- _Directions for this task_:
Select from the data all lines with the word "source".

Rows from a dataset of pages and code
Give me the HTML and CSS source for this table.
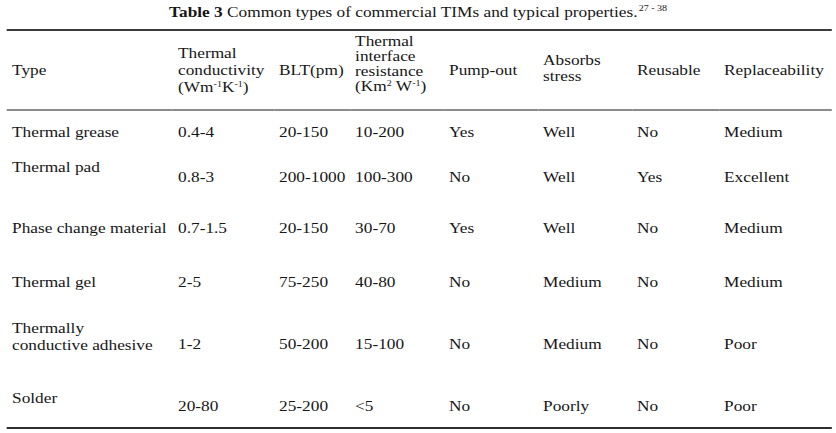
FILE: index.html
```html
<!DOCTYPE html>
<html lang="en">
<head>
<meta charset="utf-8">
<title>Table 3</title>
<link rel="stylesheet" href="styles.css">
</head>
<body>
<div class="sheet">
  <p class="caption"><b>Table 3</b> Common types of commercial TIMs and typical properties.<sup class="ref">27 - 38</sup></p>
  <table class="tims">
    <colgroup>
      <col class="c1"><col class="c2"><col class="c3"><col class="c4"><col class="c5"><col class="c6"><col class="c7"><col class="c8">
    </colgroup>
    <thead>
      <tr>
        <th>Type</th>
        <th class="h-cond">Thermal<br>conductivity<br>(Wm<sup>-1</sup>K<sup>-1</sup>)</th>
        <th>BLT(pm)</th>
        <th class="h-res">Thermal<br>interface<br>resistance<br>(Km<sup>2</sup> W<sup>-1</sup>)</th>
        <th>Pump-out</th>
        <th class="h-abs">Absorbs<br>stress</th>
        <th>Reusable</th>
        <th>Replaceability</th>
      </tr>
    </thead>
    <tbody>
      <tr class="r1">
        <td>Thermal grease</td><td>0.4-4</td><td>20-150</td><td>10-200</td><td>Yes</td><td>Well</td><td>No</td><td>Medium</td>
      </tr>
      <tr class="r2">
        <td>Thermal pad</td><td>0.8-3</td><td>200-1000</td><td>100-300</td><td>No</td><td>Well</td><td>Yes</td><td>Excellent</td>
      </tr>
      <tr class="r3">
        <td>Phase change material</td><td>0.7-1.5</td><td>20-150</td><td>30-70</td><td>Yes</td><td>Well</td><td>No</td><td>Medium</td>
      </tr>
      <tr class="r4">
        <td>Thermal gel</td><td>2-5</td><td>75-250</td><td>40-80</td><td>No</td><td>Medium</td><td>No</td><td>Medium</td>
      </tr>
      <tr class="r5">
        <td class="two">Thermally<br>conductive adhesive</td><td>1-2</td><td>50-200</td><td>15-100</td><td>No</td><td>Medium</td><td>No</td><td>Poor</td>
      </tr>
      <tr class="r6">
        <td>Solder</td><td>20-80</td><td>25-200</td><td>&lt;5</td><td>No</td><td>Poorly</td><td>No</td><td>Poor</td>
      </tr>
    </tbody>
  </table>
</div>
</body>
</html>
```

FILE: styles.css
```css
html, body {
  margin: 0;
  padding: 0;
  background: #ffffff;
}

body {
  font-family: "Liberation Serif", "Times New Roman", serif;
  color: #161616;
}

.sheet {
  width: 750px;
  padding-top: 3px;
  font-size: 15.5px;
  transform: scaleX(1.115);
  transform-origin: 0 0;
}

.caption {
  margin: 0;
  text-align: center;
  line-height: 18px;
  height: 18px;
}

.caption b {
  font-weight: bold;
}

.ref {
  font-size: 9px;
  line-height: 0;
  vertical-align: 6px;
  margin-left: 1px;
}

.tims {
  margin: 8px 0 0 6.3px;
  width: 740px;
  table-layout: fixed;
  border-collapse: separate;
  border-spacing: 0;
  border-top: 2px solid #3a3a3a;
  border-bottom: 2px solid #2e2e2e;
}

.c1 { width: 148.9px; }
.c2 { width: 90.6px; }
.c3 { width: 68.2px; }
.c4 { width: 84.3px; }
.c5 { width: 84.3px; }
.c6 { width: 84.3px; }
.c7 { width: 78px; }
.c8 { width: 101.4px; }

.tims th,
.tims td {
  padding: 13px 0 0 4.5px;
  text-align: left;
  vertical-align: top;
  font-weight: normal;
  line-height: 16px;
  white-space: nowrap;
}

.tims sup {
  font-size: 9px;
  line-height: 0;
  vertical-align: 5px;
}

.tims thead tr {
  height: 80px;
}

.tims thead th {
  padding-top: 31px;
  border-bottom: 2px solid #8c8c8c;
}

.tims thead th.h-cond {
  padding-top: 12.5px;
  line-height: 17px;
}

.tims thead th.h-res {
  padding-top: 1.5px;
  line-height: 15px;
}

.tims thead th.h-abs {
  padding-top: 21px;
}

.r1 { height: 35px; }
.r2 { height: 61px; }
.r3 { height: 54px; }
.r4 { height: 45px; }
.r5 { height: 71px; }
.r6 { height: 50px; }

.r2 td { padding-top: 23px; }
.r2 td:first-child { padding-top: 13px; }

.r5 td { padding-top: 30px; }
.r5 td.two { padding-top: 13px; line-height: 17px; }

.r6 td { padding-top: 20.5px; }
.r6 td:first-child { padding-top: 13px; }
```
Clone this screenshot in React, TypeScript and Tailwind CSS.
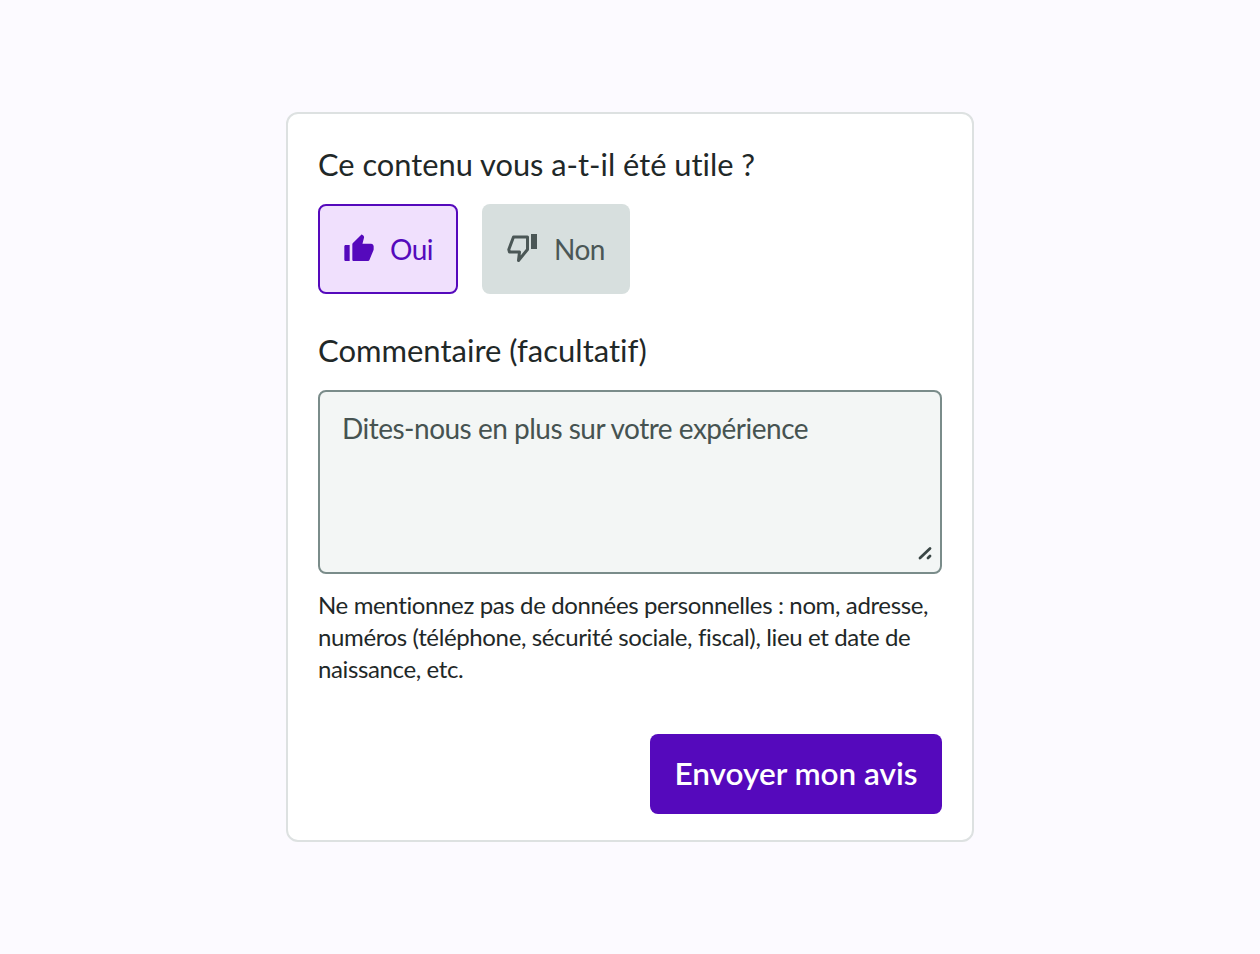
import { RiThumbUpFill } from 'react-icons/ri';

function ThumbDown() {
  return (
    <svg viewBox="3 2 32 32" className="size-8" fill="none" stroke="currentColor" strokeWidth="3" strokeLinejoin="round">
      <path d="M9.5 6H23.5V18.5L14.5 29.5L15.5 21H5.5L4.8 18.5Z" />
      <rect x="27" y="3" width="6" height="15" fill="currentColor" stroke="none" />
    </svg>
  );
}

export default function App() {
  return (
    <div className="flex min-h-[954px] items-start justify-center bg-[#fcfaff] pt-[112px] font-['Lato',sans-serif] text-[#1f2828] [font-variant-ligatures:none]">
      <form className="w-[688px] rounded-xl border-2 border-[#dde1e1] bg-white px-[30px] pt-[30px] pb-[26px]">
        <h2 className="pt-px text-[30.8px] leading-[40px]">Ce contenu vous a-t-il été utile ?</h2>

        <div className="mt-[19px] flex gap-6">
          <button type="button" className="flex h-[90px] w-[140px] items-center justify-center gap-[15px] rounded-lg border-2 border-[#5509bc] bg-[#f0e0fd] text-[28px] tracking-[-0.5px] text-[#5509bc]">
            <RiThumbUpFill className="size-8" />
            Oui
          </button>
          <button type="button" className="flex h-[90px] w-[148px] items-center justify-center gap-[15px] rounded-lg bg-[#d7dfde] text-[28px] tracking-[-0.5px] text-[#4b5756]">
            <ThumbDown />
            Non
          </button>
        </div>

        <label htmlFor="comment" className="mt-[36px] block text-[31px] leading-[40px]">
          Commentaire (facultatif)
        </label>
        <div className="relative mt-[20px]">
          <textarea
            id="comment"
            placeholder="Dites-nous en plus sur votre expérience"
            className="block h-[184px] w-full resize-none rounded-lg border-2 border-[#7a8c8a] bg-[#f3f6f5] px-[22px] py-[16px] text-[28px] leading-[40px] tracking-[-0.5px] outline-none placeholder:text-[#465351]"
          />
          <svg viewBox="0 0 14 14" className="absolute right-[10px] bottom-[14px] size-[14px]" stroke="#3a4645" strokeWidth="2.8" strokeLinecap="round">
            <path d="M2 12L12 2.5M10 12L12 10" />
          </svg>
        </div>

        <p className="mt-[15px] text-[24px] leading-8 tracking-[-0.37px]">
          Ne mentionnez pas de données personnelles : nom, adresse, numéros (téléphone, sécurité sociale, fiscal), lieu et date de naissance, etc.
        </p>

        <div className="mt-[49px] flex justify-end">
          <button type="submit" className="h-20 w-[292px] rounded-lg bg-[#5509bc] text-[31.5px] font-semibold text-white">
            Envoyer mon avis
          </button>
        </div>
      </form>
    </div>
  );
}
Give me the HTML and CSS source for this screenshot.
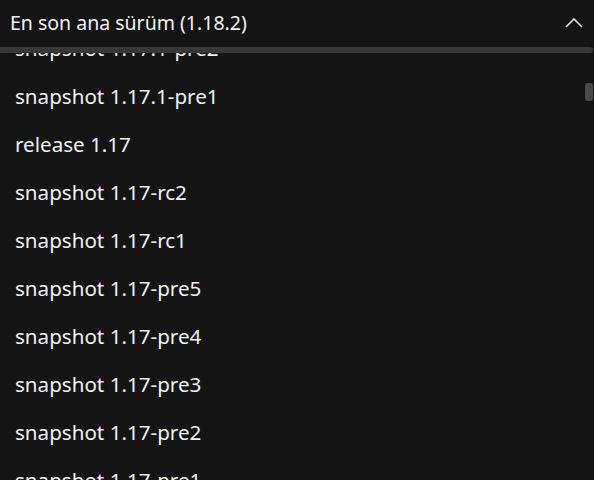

- _Expected answer_:
Give me the HTML and CSS source for this table.
Give me the HTML and CSS source for this screenshot.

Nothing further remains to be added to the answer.